▶ Data lines:
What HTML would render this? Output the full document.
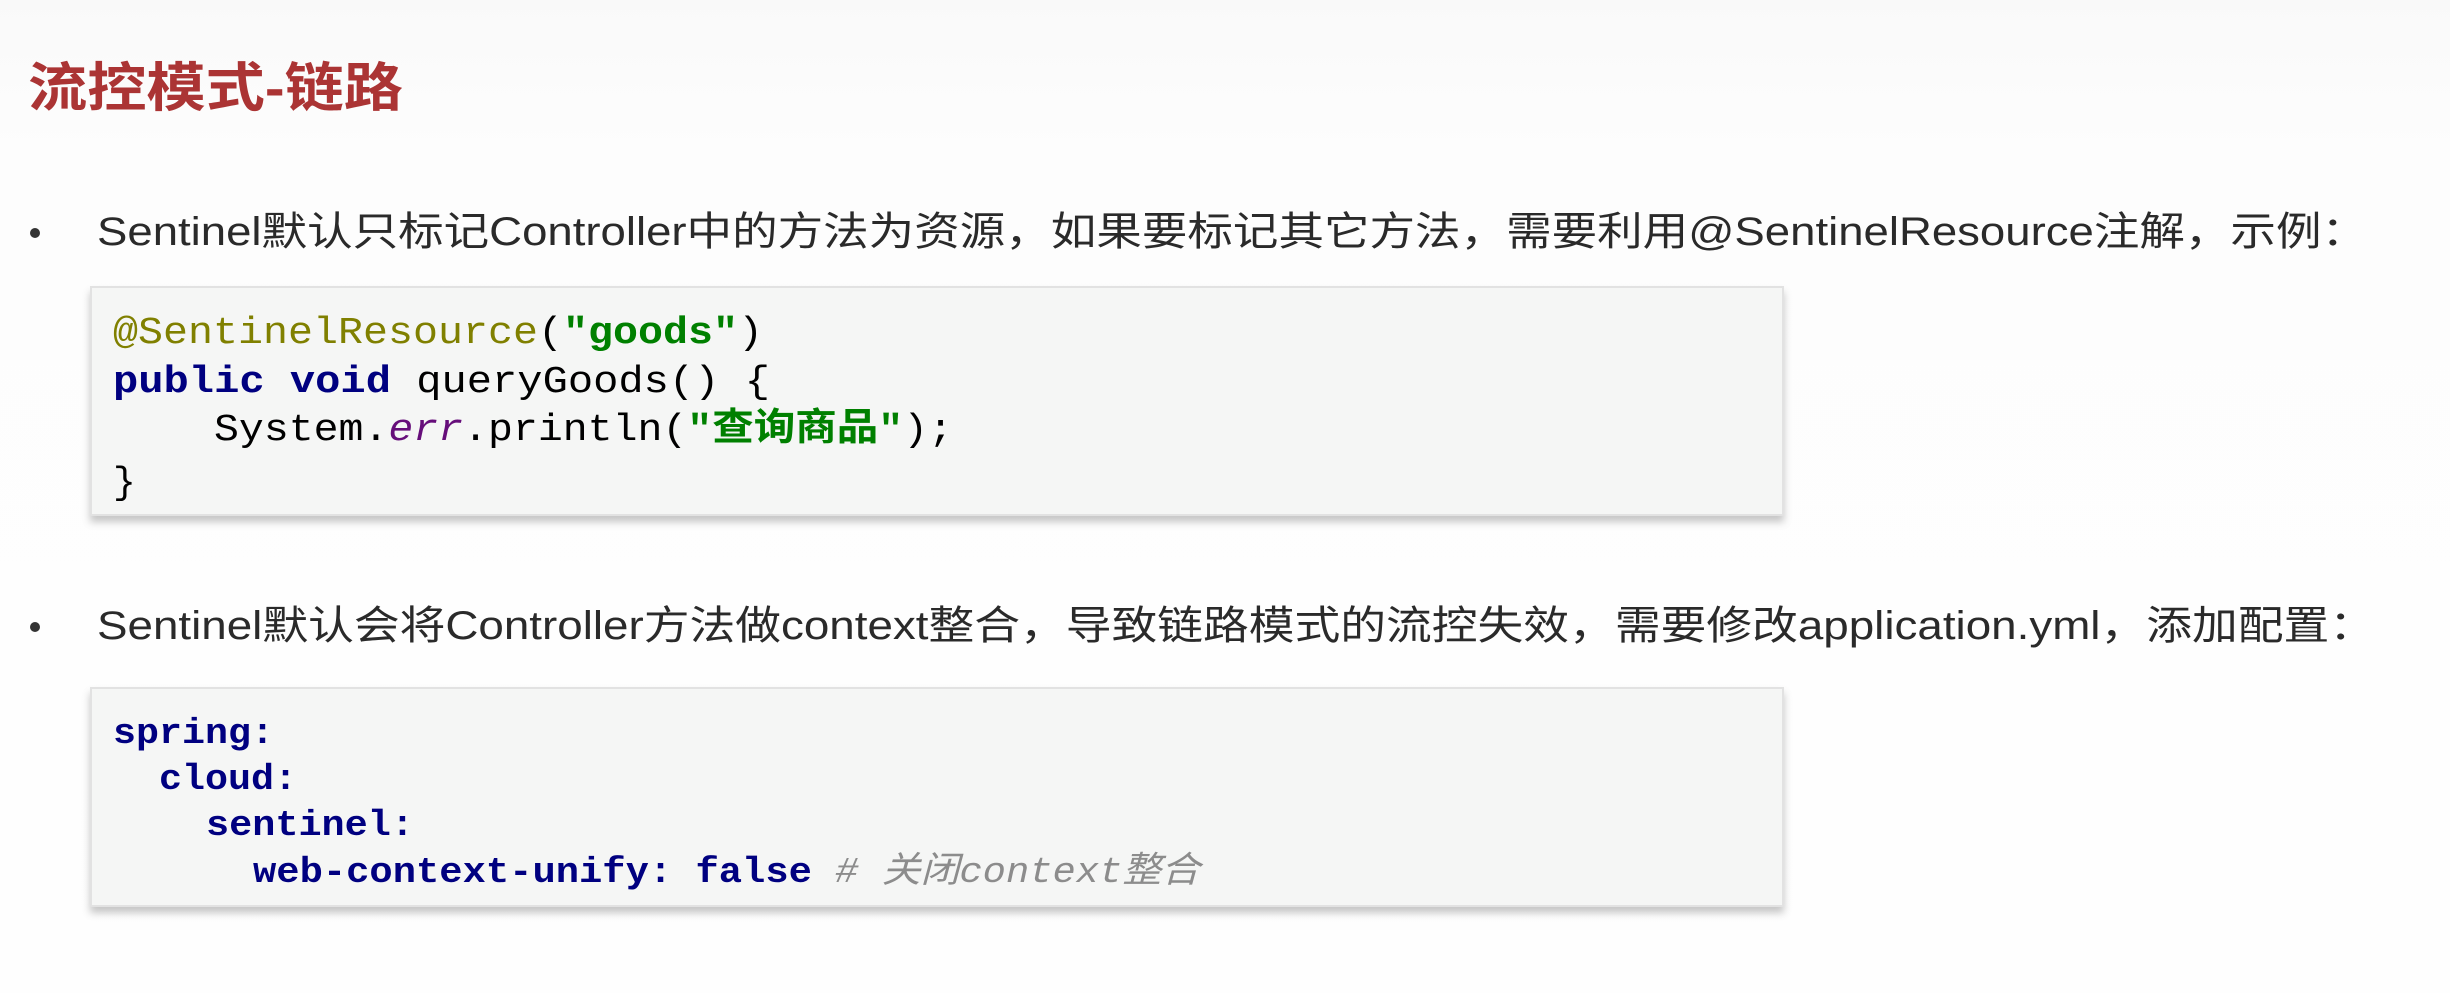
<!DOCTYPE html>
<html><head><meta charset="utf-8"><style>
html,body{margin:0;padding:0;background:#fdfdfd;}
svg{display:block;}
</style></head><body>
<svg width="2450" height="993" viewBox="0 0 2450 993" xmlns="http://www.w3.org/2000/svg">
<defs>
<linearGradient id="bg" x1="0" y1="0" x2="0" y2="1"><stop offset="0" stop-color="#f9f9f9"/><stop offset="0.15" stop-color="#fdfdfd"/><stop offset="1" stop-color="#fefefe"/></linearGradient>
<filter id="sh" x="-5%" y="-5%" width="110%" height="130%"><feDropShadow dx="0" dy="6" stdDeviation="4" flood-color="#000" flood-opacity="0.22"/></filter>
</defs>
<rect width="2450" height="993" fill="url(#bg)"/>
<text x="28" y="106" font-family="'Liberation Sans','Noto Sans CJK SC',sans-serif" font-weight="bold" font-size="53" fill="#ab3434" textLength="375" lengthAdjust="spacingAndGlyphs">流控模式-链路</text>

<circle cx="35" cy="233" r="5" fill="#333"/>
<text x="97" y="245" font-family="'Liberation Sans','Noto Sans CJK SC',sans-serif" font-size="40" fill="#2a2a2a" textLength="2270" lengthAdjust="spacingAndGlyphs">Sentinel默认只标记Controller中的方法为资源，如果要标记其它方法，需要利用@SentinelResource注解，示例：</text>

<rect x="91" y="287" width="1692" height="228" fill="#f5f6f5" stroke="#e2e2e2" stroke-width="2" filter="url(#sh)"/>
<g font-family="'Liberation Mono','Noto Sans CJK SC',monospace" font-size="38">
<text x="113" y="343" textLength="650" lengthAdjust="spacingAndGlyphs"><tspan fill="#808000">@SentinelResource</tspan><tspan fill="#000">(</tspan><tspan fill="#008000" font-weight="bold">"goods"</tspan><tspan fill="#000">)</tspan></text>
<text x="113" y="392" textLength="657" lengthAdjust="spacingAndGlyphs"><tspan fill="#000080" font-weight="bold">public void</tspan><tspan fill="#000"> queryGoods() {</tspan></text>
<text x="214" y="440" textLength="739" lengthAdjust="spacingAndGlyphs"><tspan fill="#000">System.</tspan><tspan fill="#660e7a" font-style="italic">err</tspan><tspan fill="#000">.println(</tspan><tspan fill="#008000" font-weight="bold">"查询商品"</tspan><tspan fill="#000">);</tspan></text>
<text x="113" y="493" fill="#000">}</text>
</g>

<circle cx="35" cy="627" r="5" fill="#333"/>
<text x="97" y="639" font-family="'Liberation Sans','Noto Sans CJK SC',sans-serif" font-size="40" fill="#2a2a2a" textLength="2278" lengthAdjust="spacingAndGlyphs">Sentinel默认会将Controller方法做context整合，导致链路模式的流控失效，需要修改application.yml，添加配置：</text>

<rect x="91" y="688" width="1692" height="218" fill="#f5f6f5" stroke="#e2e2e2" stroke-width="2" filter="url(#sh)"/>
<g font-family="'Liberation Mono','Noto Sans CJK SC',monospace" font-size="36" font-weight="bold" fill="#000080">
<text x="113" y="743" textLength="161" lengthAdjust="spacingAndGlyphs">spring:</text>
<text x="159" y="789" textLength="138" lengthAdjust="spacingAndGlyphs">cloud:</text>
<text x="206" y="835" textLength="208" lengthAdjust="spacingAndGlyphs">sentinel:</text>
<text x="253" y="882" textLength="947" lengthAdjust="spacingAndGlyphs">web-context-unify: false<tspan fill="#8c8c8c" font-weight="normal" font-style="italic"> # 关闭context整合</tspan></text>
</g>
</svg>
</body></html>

▶ The task:
Transcribe the material as is, with images omitted.

▶ Task answer:
What HTML would render this? Output the full document.
<!DOCTYPE html>
<html><head><meta charset="utf-8"><style>
html,body{margin:0;padding:0;background:#fdfdfd;}
svg{display:block;}
</style></head><body>
<svg width="2450" height="993" viewBox="0 0 2450 993" xmlns="http://www.w3.org/2000/svg">
<defs>
<linearGradient id="bg" x1="0" y1="0" x2="0" y2="1"><stop offset="0" stop-color="#f9f9f9"/><stop offset="0.15" stop-color="#fdfdfd"/><stop offset="1" stop-color="#fefefe"/></linearGradient>
<filter id="sh" x="-5%" y="-5%" width="110%" height="130%"><feDropShadow dx="0" dy="6" stdDeviation="4" flood-color="#000" flood-opacity="0.22"/></filter>
</defs>
<rect width="2450" height="993" fill="url(#bg)"/>
<text x="28" y="106" font-family="'Liberation Sans','Noto Sans CJK SC',sans-serif" font-weight="bold" font-size="53" fill="#ab3434" textLength="375" lengthAdjust="spacingAndGlyphs">流控模式-链路</text>

<circle cx="35" cy="233" r="5" fill="#333"/>
<text x="97" y="245" font-family="'Liberation Sans','Noto Sans CJK SC',sans-serif" font-size="40" fill="#2a2a2a" textLength="2270" lengthAdjust="spacingAndGlyphs">Sentinel默认只标记Controller中的方法为资源，如果要标记其它方法，需要利用@SentinelResource注解，示例：</text>

<rect x="91" y="287" width="1692" height="228" fill="#f5f6f5" stroke="#e2e2e2" stroke-width="2" filter="url(#sh)"/>
<g font-family="'Liberation Mono','Noto Sans CJK SC',monospace" font-size="38">
<text x="113" y="343" textLength="650" lengthAdjust="spacingAndGlyphs"><tspan fill="#808000">@SentinelResource</tspan><tspan fill="#000">(</tspan><tspan fill="#008000" font-weight="bold">"goods"</tspan><tspan fill="#000">)</tspan></text>
<text x="113" y="392" textLength="657" lengthAdjust="spacingAndGlyphs"><tspan fill="#000080" font-weight="bold">public void</tspan><tspan fill="#000"> queryGoods() {</tspan></text>
<text x="214" y="440" textLength="739" lengthAdjust="spacingAndGlyphs"><tspan fill="#000">System.</tspan><tspan fill="#660e7a" font-style="italic">err</tspan><tspan fill="#000">.println(</tspan><tspan fill="#008000" font-weight="bold">"查询商品"</tspan><tspan fill="#000">);</tspan></text>
<text x="113" y="493" fill="#000">}</text>
</g>

<circle cx="35" cy="627" r="5" fill="#333"/>
<text x="97" y="639" font-family="'Liberation Sans','Noto Sans CJK SC',sans-serif" font-size="40" fill="#2a2a2a" textLength="2278" lengthAdjust="spacingAndGlyphs">Sentinel默认会将Controller方法做context整合，导致链路模式的流控失效，需要修改application.yml，添加配置：</text>

<rect x="91" y="688" width="1692" height="218" fill="#f5f6f5" stroke="#e2e2e2" stroke-width="2" filter="url(#sh)"/>
<g font-family="'Liberation Mono','Noto Sans CJK SC',monospace" font-size="36" font-weight="bold" fill="#000080">
<text x="113" y="743" textLength="161" lengthAdjust="spacingAndGlyphs">spring:</text>
<text x="159" y="789" textLength="138" lengthAdjust="spacingAndGlyphs">cloud:</text>
<text x="206" y="835" textLength="208" lengthAdjust="spacingAndGlyphs">sentinel:</text>
<text x="253" y="882" textLength="947" lengthAdjust="spacingAndGlyphs">web-context-unify: false<tspan fill="#8c8c8c" font-weight="normal" font-style="italic"> # 关闭context整合</tspan></text>
</g>
</svg>
</body></html>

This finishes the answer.